As a brief disclaimer: many links for items, books, etc. are done through affiliate links, which means I may get paid a small pittance of money for anything you purchase using these links.


Learn to Say No

FOMO, or the fear of missing out, is actually costing you more than you realize. Allow me to pose a question: how many times do you commit to something, only to deeply regret doing so when the time actually comes to honor your commitment? The reason for this is because you inherently realize that, despite saying "yes" to whatever opportunity had presented itself, you almost always have something more important to do when the time comes.

To dive deeper, we must understand an important economic tenet called "opportunity cost." The opportunity cost of something is what you must give up in order to have that thing. When it comes to time specifically, every commitment that you take on costs you time that you could allot to other commitments. Most people are stingy with money and far too free with their time; I would strongly encourage you to flip that script. How much time are you wasting by saying yes too often? Couple this with the fact that time is, by far, our most valuable resource and you have a recipe for disaster.

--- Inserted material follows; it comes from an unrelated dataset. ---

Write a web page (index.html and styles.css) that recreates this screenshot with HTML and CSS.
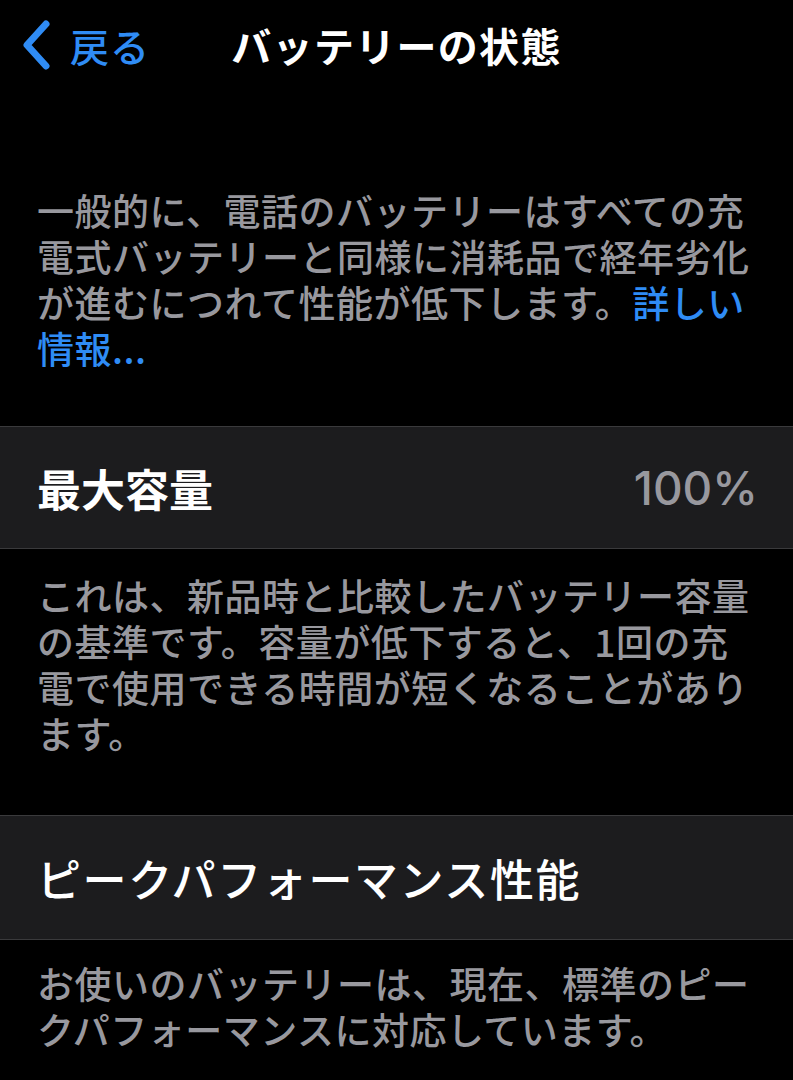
FILE: index.html
```html
<!DOCTYPE html>
<html lang="ja">
<head>
<meta charset="utf-8">
<link rel="stylesheet" href="styles.css">
</head>
<body>
<div class="screen">
  <header class="nav">
    <a class="back">
      <svg class="chev" width="34" height="50" viewBox="0 0 34 50"><path d="M28 4 L9 25 L28 46" fill="none" stroke="#2f8cf5" stroke-width="7" stroke-linecap="round" stroke-linejoin="round"/></svg>
      <span class="back-label">戻る</span>
    </a>
    <h1 class="title">バッテリーの状態</h1>
    <span></span>
  </header>

  <p class="note intro">一般的に、電話のバッテリーはすべての充電式バッテリーと同様に消耗品で経年劣化が進むにつれて性能が低下します。<span class="link">詳しい情報...</span></p>

  <div class="cell">
    <span class="cell-label">最大容量</span>
    <span class="cell-value">100%</span>
  </div>
  <p class="note footer">これは、新品時と比較したバッテリー容量の基準です。容量が低下すると、1回の充電で使用できる時間が短くなることがあります。</p>

  <div class="cell cell-second">
    <span class="cell-label medium">ピークパフォーマンス性能</span>
  </div>
  <p class="note footer footer-last">お使いのバッテリーは、現在、標準のピークパフォーマンスに対応しています。</p>
</div>
</body>
</html>
```

FILE: styles.css
```css
html, body {
  margin: 0;
  padding: 0;
  background: #000;
}
body {
  font-family: "Noto Sans CJK JP", "Noto Sans", sans-serif;
  color: #fff;
  width: 793px;
  height: 1080px;
  overflow: hidden;
}
.screen {
  display: flex;
  flex-direction: column;
}
.nav {
  height: 90px;
  display: grid;
  grid-template-columns: 1fr auto 1fr;
  align-items: center;
}
.back {
  display: flex;
  align-items: center;
  gap: 18px;
  padding-left: 18px;
  color: #2f8cf5;
}
.chev {
  display: block;
}
.back-label {
  font-size: 39px;
  font-weight: 500;
  line-height: 1;
  letter-spacing: 1px;
}
.title {
  margin: 0;
  font-size: 40px;
  font-weight: 700;
  line-height: 1;
  letter-spacing: 1.3px;
  color: #fff;
}
.note {
  margin: 0;
  padding: 0 36px 0 37px;
  font-size: 37px;
  font-weight: 500;
  line-height: 46px;
  letter-spacing: 0.5px;
  color: #98989e;
}
.intro {
  margin-top: 97px;
}
.link {
  color: #2f8cf5;
}
.cell {
  margin-top: 55px;
  height: 121px;
  background: #1c1c1e;
  border-top: 1px solid #3a3a3c;
  border-bottom: 1px solid #3a3a3c;
  display: flex;
  align-items: center;
  justify-content: space-between;
  padding: 0 35px 0 37px;
}
.cell-second {
  margin-top: 59px;
  height: 123px;
}
.cell-label {
  font-size: 44px;
  font-weight: 700;
  color: #fff;
  line-height: 1;
}
.cell-label.medium {
  font-weight: 500;
  letter-spacing: 1.6px;
}
.cell-value {
  font-family: Inter, "Noto Sans", sans-serif;
  font-size: 46px;
  font-weight: 500;
  color: #98989e;
  line-height: 1;
}
.footer {
  margin-top: 23px;
}
.footer-last {
  margin-top: 20px;
}
```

I would further argue that a key reason you aren't achieving your goals is because you're agreeing to put too much on your plate. In this regard, your eyes are bigger than your stomach and you can't get the job done when it comes time to eat. When a good opportunity comes around, you may not even notice it because you're too focused on a packed calendar full of unnecessary commitments.

There are many things in life worth saying yes to; the problem is we often miss them because of our tendency to commit to unimportant things. I want you to better protect your calendar and, in turn, better protect your time. Spend it on the people and experiences that matter, on the moments that will propel you forward to a future you actually want.

A good framework was once presented to me for making these decisions, and I hope it's as helpful for you as it was for me. When confronted with a new opportunity, it needs to pass the "hell yes" test. If your initial, gut response when being asked isn't "hell yes" then you have to treat that opportunity as a "hell no." Trust me, no one wants to deal with your shitty attitude when you have to show up to something you shouldn't have committed to in the first place.


Hit List

The most interesting things I've encountered this week:

What I'm watching: "How to Be Great" by Steph Smith

Turns out the way to be great at something is simply to be good, repeatably. I stumbled across this blog post earlier this week and it resonated with me. I'm a sucker for turning goals into habits, and this article does a great job of explaining that framework.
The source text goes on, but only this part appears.